# [GOAL]
Would you quote the material below in full and unchanged?

# [INFORMATION PROVIDED]
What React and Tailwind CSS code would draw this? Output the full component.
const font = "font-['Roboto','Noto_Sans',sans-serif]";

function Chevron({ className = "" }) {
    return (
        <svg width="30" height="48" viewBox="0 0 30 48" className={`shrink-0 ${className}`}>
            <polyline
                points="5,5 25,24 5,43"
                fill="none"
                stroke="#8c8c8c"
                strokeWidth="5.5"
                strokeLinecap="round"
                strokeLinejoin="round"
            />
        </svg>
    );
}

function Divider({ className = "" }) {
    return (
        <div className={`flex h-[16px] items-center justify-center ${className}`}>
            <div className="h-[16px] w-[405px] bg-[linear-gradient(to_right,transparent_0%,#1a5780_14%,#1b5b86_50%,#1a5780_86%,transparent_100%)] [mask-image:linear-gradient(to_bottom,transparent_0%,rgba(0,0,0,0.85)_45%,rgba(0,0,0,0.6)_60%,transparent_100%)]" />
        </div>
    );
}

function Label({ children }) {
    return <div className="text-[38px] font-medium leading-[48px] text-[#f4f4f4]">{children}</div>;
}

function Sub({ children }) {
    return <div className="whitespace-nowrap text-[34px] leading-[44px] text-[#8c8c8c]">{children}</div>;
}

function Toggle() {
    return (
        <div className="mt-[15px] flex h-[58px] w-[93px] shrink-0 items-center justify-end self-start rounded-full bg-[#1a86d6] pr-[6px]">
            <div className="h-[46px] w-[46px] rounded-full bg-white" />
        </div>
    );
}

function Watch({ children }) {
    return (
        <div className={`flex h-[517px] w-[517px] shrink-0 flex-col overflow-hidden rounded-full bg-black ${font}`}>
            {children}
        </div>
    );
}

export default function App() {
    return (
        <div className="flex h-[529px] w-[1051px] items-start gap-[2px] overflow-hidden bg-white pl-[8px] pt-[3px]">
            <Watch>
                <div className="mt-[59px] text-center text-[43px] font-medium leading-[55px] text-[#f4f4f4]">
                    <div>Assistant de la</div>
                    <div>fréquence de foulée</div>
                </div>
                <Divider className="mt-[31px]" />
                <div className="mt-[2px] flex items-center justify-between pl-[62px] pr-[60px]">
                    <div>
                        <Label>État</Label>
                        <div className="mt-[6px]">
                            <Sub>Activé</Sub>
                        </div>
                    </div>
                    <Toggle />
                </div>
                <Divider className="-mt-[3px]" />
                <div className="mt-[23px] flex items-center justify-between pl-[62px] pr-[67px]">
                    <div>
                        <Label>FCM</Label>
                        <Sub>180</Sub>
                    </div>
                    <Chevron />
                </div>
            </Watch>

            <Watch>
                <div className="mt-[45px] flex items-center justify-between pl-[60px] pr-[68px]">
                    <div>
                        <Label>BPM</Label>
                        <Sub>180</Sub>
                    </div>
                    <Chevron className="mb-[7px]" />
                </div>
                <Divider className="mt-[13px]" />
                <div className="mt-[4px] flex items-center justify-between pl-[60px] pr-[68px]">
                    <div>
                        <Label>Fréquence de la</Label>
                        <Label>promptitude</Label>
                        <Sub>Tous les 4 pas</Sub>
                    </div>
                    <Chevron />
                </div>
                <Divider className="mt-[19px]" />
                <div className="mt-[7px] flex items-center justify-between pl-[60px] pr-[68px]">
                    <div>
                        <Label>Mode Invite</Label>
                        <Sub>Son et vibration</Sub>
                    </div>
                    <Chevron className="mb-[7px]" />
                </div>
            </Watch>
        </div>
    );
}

# [THE RESPONSE]
What React and Tailwind CSS code would draw this? Output the full component.
const font = "font-['Roboto','Noto_Sans',sans-serif]";

function Chevron({ className = "" }) {
    return (
        <svg width="30" height="48" viewBox="0 0 30 48" className={`shrink-0 ${className}`}>
            <polyline
                points="5,5 25,24 5,43"
                fill="none"
                stroke="#8c8c8c"
                strokeWidth="5.5"
                strokeLinecap="round"
                strokeLinejoin="round"
            />
        </svg>
    );
}

function Divider({ className = "" }) {
    return (
        <div className={`flex h-[16px] items-center justify-center ${className}`}>
            <div className="h-[16px] w-[405px] bg-[linear-gradient(to_right,transparent_0%,#1a5780_14%,#1b5b86_50%,#1a5780_86%,transparent_100%)] [mask-image:linear-gradient(to_bottom,transparent_0%,rgba(0,0,0,0.85)_45%,rgba(0,0,0,0.6)_60%,transparent_100%)]" />
        </div>
    );
}

function Label({ children }) {
    return <div className="text-[38px] font-medium leading-[48px] text-[#f4f4f4]">{children}</div>;
}

function Sub({ children }) {
    return <div className="whitespace-nowrap text-[34px] leading-[44px] text-[#8c8c8c]">{children}</div>;
}

function Toggle() {
    return (
        <div className="mt-[15px] flex h-[58px] w-[93px] shrink-0 items-center justify-end self-start rounded-full bg-[#1a86d6] pr-[6px]">
            <div className="h-[46px] w-[46px] rounded-full bg-white" />
        </div>
    );
}

function Watch({ children }) {
    return (
        <div className={`flex h-[517px] w-[517px] shrink-0 flex-col overflow-hidden rounded-full bg-black ${font}`}>
            {children}
        </div>
    );
}

export default function App() {
    return (
        <div className="flex h-[529px] w-[1051px] items-start gap-[2px] overflow-hidden bg-white pl-[8px] pt-[3px]">
            <Watch>
                <div className="mt-[59px] text-center text-[43px] font-medium leading-[55px] text-[#f4f4f4]">
                    <div>Assistant de la</div>
                    <div>fréquence de foulée</div>
                </div>
                <Divider className="mt-[31px]" />
                <div className="mt-[2px] flex items-center justify-between pl-[62px] pr-[60px]">
                    <div>
                        <Label>État</Label>
                        <div className="mt-[6px]">
                            <Sub>Activé</Sub>
                        </div>
                    </div>
                    <Toggle />
                </div>
                <Divider className="-mt-[3px]" />
                <div className="mt-[23px] flex items-center justify-between pl-[62px] pr-[67px]">
                    <div>
                        <Label>FCM</Label>
                        <Sub>180</Sub>
                    </div>
                    <Chevron />
                </div>
            </Watch>

            <Watch>
                <div className="mt-[45px] flex items-center justify-between pl-[60px] pr-[68px]">
                    <div>
                        <Label>BPM</Label>
                        <Sub>180</Sub>
                    </div>
                    <Chevron className="mb-[7px]" />
                </div>
                <Divider className="mt-[13px]" />
                <div className="mt-[4px] flex items-center justify-between pl-[60px] pr-[68px]">
                    <div>
                        <Label>Fréquence de la</Label>
                        <Label>promptitude</Label>
                        <Sub>Tous les 4 pas</Sub>
                    </div>
                    <Chevron />
                </div>
                <Divider className="mt-[19px]" />
                <div className="mt-[7px] flex items-center justify-between pl-[60px] pr-[68px]">
                    <div>
                        <Label>Mode Invite</Label>
                        <Sub>Son et vibration</Sub>
                    </div>
                    <Chevron className="mb-[7px]" />
                </div>
            </Watch>
        </div>
    );
}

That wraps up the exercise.